Prohis – Je vous demande de vous arrêter !
La caisse de matos
Prohis est une petite boîte made in Blackrock éditions. Vous allez me dire, on n’en a pas entendu parler, déjà ? Ben si. L’auteur, rencontré à Essen, nous a fait le plaisir de nous accorder une interview et nous a parlé du jeu. La suite ici si ça vous intéresse. Il vous explique plutôt bien les tenants et aboutissants du jeu, d’ailleurs. Et puis on a parlé à l’éditeur aussi, ici.
La boîte elle-même est toilée, mais pas les cartes. C’est tout à fait standard dans le milieu, mais lorsqu’on manipule les cartes à longueur de partie comme à Prohis, le matériel finit inévitablement par s’abîmer un peu. C’est pourquoi j’aurais préféré un toilage, certes plus onéreux. Le boulot d’illustration de Tony Rochon est très joli, mais on regrettera les caisses de marchandises, très plates par rapport au reste des illustrations.
Jeux interdits
Rappelons tout de même le principe. On est des contrebandiers qui cherchent à accumuler des sous. A notre tour, on a deux options :
- Piocher une à deux cartes, (dont une minimum) dans un pool de cartes visibles.
- Envoyer un convoi de 2 à 4 cartes faces cachées.
Si votre convoi n’est pas contrôlé, c’est bon pour vous, vous mettez tout ça dans votre entrepôt (zone de scoring) après avoir montré combien vous avez grugé, et surtout combien ils peuvent être dégoûtés. Bah ouais, c’est ça la vie. Quand on contrôle un convoi – c’est la que le jeu prend tout son sel – on le fait avec une carte agent de force 1, 2 ou 3. Le policier révélera 1, 2 ou 3 marchandises. S’il ne tombe que sur des marchandises légales, c’est l’échec : le policier va dans la main de son adversaire.

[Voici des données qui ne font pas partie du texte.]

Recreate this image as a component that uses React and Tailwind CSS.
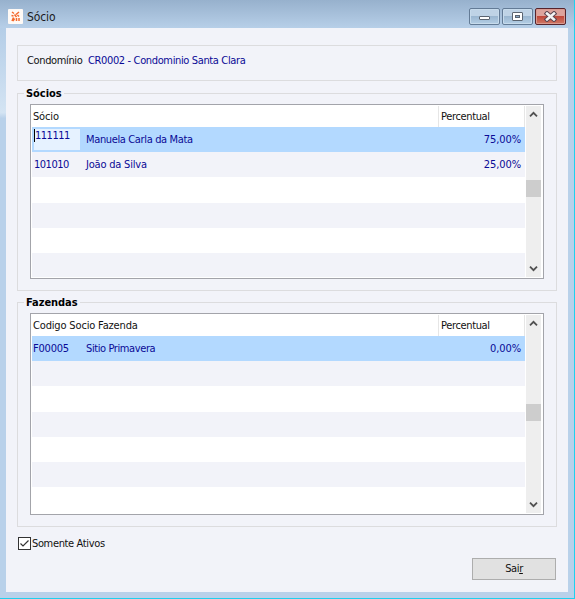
import React from "react";

function AppIcon() {
  return (
    <svg width="15" height="15" viewBox="0 0 15 15" className="ml-[8px] mt-[9px] shrink-0">
      <rect width="15" height="15" rx="1" fill="#fffaf6" />
      <g stroke="#f4692c" strokeWidth="1.5" fill="none">
        <path d="M4 3l2 1.500M8 5.500L11 3M3.500 6.500l2 .5M6.500 5.500l2 2.500M9.500 6l1.500 1.500M4 12l1.500-3.500M6.500 9.500L5 12M8.500 12V9M11 12V9" />
      </g>
    </svg>
  );
}

function TitleButton({ kind }) {
  const close = kind === "close";
  return (
    <div
      className={
        "flex h-[17px] w-[31px] items-center justify-center rounded-[2px] border " +
        (close
          ? "border-[#56242c] bg-linear-to-b from-[#dda39c] from-45% via-[#c0473a] via-50% to-[#cf7967] shadow-[inset_0_0_0_1px_#d99a90]"
          : "border-[#637b96] bg-linear-to-b from-[#bfd3e6] from-45% via-[#9bb7d1] via-50% to-[#b4cee5] shadow-[inset_0_0_0_1px_#c7dbec]")
      }
    >
      <svg width="13" height="11" viewBox="0 0 13 11" className="-mt-px">
        {kind === "min" && <rect x="1.500" y="5.500" width="10" height="3" rx=".5" fill="#fff" stroke="#5b6470" />}
        {kind === "max" && (
          <g stroke="#5b6470">
            <rect x="1.500" y="1.500" width="10" height="8" rx=".5" fill="#fff" />
            <rect x="4.500" y="4.500" width="4" height="2" fill="#8ba9c7" />
          </g>
        )}
        {close && (
          <g fill="none">
            <path d="M3 2.500l7 6M10 2.500L3 8.500" stroke="#5b4550" strokeWidth="4.500" strokeLinecap="square" />
            <path d="M3 2.500l7 6M10 2.500L3 8.500" stroke="#f4f4f4" strokeWidth="2.500" strokeLinecap="square" />
          </g>
        )}
      </svg>
    </div>
  );
}

function Group({ title, className, children }) {
  return (
    <section className={"relative border border-[#dcdcde] px-[12px] pt-[10px] " + className}>
      <h2 className="absolute -top-[7px] left-[6px] h-[14px] bg-[#f2f3f9] px-[2px] text-[11px] font-bold leading-[13px] tracking-[-0.050px] text-black">
        {title}
      </h2>
      {children}
    </section>
  );
}

function Chevron({ down }) {
  return (
    <svg width="9" height="7" viewBox="0 0 9 7" className={down ? "rotate-180" : ""}>
      <path d="M1 5.300L4.500 1.800L8 5.300" fill="none" stroke="#505050" strokeWidth="1.800" />
    </svg>
  );
}

function Grid({ header, bodyClass, thumbClass, rows, blanks, stripeFirst }) {
  return (
    <div className="flex border border-[#a3a4aa] bg-white pb-px pl-px pt-px">
      <div className={"w-[494px] overflow-hidden " + bodyClass}>
        <div className="flex h-[21px] leading-[22px]">
          <span className="w-[407px] border-r border-[#e6e6e6] pl-[1px] tracking-[-0.160px] text-[#111]">{header}</span>
          <span className="w-[86px] border-r border-[#e6e6e6] pl-[2px] text-[#111]">Percentual</span>
        </div>
        {rows.map((r, i) => (
          <div
            key={r.name}
            className={"flex h-[25.200px] w-[493px] leading-[26px] text-[#0a0a96] " + (i === 0 ? "bg-[#b3d9ff]" : "bg-[#f2f3f9]")}
          >
            {r.editing ? (
              <span className="ml-[2px] mt-[2px] h-[21px] w-[46px] bg-[#e6f2ff]">
                <span className="block h-[13px] border-l border-black leading-[14px] tracking-[-0.500px]">{r.code}</span>
              </span>
            ) : (
              <span className={"w-[48px] " + (r.code[0] === "F" ? "pl-[1px] tracking-[-0.200px]" : "pl-[2px] tracking-[-0.500px]")}>
                {r.code}
              </span>
            )}
            <span className={"ml-[6px] grow " + r.nameClass}>{r.name}</span>
            <span className="pr-[4px] tracking-[-0.100px]">{r.pct}</span>
          </div>
        ))}
        {blanks.map((b) => (
          <div key={b} className={"h-[25.200px] w-[493px] " + (b % 2 === stripeFirst ? "bg-[#f2f3f9]" : "bg-white")} />
        ))}
      </div>
      <div className="flex w-[15px] flex-col items-center bg-[#eeeeee]">
        <div className="flex h-[17px] items-center">
          <Chevron />
        </div>
        <div className={"h-[17px] w-[15px] bg-[#cdcdcd] " + thumbClass} />
        <div className="grow" />
        <div className="flex h-[17px] items-center">
          <Chevron down />
        </div>
      </div>
    </div>
  );
}

export default function App() {
  return (
    <div className="h-[599px] w-[575px] overflow-hidden border-b border-r border-[#1fd0ee] bg-[#b9d1ea] bg-linear-to-b from-[#97b1cd] from-0% via-[#b9d1ea] via-5% to-[#b9d1ea] font-['DejaVu_Sans_Condensed','DejaVu_Sans',sans-serif] text-[11px] tracking-[-0.360px] font-stretch-condensed">
      <header className="flex h-[28px]">
        <AppIcon />
        <span className="ml-[4px] mt-[9px] grow text-[12px] leading-[16px] tracking-[-0.100px] text-[#1b1b1b]">Sócio</span>
        <div className="mr-[8px] mt-[8px] flex gap-[2px]">
          <TitleButton kind="min" />
          <TitleButton kind="max" />
          <TitleButton kind="close" />
        </div>
      </header>
      <div className="flex">
        <div className="h-[564px] w-[6px] bg-linear-to-b from-[#b4cde7] via-[#d4e4f3] via-15% to-[#b9d1ea] to-16%" />
        <main className="h-[564px] w-[562px] bg-[#f2f3f9] pl-[11px] pt-[17px]">
          <div className="flex h-[36px] w-[540px] border border-[#dcdcde] pl-[9px] leading-[29px]">
            <span className="w-[61px] text-[#111]">Condomínio</span>
            <span className="text-[#0a0a96]">CR0002 - Condominio Santa Clara</span>
          </div>
          <Group title="Sócios" className="mt-[12px] h-[198px] w-[540px]">
            <Grid
              header="Sócio"
              bodyClass="h-[171px]"
              thumbClass="mt-[57px]"
              rows={[
                { code: "111111", name: "Manuela Carla da Mata", nameClass: "tracking-[-0.360px]", pct: "75,00%", editing: true },
                { code: "101010", name: "João da Silva", nameClass: "tracking-[-0.200px]", pct: "25,00%" },
              ]}
              blanks={[0, 1, 2, 3]}
              stripeFirst={1}
            />
          </Group>
          <Group title="Fazendas" className="mt-[11px] h-[225px] w-[540px]">
            <Grid
              header="Codigo Socio Fazenda"
              bodyClass="h-[198px]"
              thumbClass="mt-[72px]"
              rows={[{ code: "F00005", name: "Sitio Primavera", nameClass: "tracking-[-0.400px]", pct: "0,00%" }]}
              blanks={[0, 1, 2, 3, 4, 5]}
              stripeFirst={0}
            />
          </Group>
          <label className="ml-px mt-[10px] flex h-[13px] items-center gap-px text-[#111]">
            <svg width="13" height="13" viewBox="0 0 13 13">
              <rect x=".5" y=".5" width="12" height="12" fill="#fff" stroke="#333" />
              <path d="M2.500 6.500L5 9L10.500 3.500" fill="none" stroke="#333" strokeWidth="1.200" />
            </svg>
            <span className="pt-[2px]">Somente Ativos</span>
          </label>
          <button className="ml-[455px] mt-[8px] block h-[22px] w-[84px] border border-[#adadad] bg-[#e1e1e1] text-[#111]">
            Sai<u className="underline-offset-1">r</u>
          </button>
        </main>
      </div>
    </div>
  );
}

Un convoi contrôlé légal. Le flic va dans la main du contrôlé, le convoi est marqué par le contrôlé.
Si un autre flic ou une marchandise illégale est révélée, l’inspection s’arrête immédiatement. Le flic fait échouer l’inspection, alors que la marchandise illégale la fait réussir. Si une inspection est réussie, le policier marque le convoi et son policier. En fin de partie, les cartes policier encore en main valent quelques points. En revanche, les marchandises légales ne valent rien, et les marchandises illégales, elles, comptent en négatif !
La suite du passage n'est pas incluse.